Gericht: Oberlandesgericht Zweibrücken
Beschluss verkündet am 29.10.2004
Aktenzeichen: 1 Ss 115/04
Rechtsgebiete: StPO


Vorschriften:

StPO § 244 Abs. 3
Zum Ablehnungsgrund des völlig ungeeigneten Beweismittels bei einem Beweisantrag auf Vernehmung von Zeugen zum Zwecke der Erschütterung der Glaubwürdigkeit des Hauptbelastungszeugen.
Pfälzisches Oberlandesgericht Zweibrücken - 1. Strafsenat -

vom 29. Oktober 2004 - -

1 Ss 115/04

5227 Js 31118/01 StA Frankenthal

In dem Strafverfahren gegen

wegen unerlaubten Handeltreibens mit Betäubungsmitteln

hier: Revision

hat der 1. Strafsenat des Pfälzischen Oberlandesgerichts Zweibrücken durch den Vizepräsidenten des Oberlandesgerichts Dr.

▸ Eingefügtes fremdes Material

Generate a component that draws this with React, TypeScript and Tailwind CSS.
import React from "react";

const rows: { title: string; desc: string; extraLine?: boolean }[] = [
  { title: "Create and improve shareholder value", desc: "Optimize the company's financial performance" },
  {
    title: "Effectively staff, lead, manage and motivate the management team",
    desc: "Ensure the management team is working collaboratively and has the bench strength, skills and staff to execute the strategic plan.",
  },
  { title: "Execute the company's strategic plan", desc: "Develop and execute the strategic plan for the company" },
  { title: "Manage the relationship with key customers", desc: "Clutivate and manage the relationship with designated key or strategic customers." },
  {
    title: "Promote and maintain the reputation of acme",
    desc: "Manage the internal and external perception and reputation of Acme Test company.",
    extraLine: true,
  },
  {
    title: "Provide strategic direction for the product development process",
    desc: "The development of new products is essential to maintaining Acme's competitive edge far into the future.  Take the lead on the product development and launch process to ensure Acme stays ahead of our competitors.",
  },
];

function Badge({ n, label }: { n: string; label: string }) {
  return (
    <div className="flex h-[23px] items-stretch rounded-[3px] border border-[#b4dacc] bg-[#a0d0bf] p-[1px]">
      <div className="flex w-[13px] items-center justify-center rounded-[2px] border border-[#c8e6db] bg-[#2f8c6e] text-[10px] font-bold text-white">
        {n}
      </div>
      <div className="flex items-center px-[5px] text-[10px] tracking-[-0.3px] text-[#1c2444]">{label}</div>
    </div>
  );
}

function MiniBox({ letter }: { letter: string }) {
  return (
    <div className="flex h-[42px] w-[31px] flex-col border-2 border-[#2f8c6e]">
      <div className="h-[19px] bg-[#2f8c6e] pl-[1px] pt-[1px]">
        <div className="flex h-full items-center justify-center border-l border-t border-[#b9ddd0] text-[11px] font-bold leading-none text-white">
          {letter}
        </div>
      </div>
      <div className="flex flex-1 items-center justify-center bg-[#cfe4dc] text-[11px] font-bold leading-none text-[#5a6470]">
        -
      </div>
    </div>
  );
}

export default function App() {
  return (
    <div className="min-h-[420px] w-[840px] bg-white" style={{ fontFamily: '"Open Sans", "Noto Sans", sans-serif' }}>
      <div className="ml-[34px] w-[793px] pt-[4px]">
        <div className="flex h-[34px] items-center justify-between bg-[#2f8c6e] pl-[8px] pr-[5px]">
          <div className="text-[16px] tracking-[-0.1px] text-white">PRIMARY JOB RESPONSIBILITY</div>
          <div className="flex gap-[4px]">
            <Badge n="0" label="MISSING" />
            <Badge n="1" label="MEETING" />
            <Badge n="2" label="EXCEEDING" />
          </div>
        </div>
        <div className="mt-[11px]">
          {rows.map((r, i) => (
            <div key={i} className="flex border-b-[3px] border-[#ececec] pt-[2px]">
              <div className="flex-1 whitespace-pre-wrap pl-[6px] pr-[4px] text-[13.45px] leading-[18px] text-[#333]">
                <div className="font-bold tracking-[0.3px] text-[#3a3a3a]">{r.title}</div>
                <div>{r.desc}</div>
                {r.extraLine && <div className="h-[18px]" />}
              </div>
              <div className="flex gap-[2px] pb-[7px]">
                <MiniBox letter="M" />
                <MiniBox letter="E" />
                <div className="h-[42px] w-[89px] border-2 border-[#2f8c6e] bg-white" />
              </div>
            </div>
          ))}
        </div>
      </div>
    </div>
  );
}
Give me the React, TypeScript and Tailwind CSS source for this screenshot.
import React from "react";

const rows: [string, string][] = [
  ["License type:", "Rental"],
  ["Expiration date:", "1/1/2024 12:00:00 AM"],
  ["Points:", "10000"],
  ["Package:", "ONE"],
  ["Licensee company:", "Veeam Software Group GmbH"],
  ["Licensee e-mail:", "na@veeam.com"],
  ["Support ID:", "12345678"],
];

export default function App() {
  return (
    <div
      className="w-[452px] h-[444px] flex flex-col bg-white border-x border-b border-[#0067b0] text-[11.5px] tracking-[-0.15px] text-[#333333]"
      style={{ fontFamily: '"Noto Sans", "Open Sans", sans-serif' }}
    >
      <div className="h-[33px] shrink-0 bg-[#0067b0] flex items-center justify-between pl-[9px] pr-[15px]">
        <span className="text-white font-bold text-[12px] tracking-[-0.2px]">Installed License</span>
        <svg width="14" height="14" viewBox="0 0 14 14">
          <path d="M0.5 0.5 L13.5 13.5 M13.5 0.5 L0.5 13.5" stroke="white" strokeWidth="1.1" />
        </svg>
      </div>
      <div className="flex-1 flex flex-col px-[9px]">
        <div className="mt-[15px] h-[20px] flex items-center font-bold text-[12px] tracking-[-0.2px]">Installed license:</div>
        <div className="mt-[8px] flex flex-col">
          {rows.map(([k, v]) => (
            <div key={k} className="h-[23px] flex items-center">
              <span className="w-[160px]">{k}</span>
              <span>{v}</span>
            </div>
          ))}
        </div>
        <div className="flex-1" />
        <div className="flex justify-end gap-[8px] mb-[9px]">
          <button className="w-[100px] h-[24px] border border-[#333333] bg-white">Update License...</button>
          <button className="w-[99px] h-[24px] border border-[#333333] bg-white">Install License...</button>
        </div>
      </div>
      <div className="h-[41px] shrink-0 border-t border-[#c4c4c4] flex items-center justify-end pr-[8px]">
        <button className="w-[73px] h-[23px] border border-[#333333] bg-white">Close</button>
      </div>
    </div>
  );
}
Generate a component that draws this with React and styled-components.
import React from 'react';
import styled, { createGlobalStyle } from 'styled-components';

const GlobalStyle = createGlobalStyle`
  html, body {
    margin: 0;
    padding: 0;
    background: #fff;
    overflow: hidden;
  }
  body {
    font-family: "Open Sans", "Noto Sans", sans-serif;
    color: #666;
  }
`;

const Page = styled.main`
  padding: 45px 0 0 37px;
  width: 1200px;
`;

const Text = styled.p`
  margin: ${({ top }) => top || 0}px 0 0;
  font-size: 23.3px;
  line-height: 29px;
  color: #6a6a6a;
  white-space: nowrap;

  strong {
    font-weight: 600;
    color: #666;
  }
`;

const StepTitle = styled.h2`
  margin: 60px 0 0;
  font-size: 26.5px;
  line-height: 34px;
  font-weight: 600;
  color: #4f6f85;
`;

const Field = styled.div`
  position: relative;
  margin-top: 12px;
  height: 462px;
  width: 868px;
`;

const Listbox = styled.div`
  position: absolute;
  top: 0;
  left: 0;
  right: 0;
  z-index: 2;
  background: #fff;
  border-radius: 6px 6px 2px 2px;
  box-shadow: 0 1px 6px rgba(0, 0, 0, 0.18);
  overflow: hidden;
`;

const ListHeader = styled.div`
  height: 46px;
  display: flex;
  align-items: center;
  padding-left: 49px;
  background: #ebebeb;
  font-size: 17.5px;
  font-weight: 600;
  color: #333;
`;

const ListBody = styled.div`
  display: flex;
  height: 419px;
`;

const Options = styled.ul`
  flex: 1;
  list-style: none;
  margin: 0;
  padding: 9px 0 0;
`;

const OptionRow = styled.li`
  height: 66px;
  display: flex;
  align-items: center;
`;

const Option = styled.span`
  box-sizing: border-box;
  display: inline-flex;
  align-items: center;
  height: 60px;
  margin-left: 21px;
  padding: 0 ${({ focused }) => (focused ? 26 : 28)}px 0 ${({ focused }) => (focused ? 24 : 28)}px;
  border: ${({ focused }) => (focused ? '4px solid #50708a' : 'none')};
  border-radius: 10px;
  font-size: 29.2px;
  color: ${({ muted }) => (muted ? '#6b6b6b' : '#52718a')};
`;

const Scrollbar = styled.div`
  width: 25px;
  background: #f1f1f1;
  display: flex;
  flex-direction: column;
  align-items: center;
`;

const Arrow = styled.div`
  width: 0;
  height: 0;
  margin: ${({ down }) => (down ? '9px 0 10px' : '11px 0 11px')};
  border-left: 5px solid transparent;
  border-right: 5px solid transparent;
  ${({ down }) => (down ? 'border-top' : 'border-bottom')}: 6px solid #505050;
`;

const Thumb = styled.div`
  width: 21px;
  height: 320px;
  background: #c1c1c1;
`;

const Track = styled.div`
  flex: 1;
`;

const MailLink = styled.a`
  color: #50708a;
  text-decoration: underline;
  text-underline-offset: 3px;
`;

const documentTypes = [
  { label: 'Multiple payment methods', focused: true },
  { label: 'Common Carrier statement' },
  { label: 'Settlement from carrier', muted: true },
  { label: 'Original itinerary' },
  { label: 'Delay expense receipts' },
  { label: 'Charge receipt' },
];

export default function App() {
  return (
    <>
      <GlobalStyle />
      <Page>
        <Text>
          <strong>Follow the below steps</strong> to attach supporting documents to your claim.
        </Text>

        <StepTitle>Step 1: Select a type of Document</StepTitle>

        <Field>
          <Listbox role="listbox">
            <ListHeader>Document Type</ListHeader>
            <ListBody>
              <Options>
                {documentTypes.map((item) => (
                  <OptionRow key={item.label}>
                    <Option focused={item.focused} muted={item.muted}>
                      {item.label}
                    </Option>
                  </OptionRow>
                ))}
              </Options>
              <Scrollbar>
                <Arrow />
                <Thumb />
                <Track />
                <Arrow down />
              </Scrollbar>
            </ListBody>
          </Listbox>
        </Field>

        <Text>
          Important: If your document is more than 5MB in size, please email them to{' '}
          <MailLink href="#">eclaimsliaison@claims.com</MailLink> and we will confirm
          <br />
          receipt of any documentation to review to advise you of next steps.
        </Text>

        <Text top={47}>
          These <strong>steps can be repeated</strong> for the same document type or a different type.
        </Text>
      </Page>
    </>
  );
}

Ohler, den Richter am Oberlandesgericht Maurer und den Richter am Landgericht Stricker am 29. Oktober 2004 einstimmig beschlossen:

Tenor:

Auf die Revision des Angeklagten wird das Urteil der 4. (Kleinen) Strafkammer des Landgerichts Frankenthal (Pfalz) vom 2. April 2004 mit den Feststellungen aufgehoben und die Sache zur erneuten Verhandlung und Entscheidung, auch über die Kosten des Revisionsverfahrens, an eine andere Strafkammer dieses Gerichts zurückverwiesen.

Gründe:

Das Amtsgericht hat den Angeklagte wegen unerlaubten Handeltreibens mit Betäubungsmitteln in vier Fällen zu einer Gesamtfreiheitsstrafe von neun Monaten mit Bewährung verurteilt. Seine Berufung hat das Landgericht durch das angefochtene Urteil als unbegründet mit der Maßgabe verworfen, dass es auf eine Gesamtgeldstrafe von 210 Tagessätzen zu je 40 DM erkannt hat. Mit seiner hiergegen gerichteten Revision rügt der Angeklagte die Verletzung sachlichen und förmlichen Rechts; das zulässige Rechtsmittel führt zu einem vorläufigen Erfolg. Zu Recht und in der revisionsrechtlich vorgeschriebenen Form wird mit der Verfahrensrüge beanstandet, das Landgericht habe einen Beweisantrag auf Vernehmung von drei Zeugen unter Verletzung von § 244 Abs. 3 Satz 2 StPO abgelehnt.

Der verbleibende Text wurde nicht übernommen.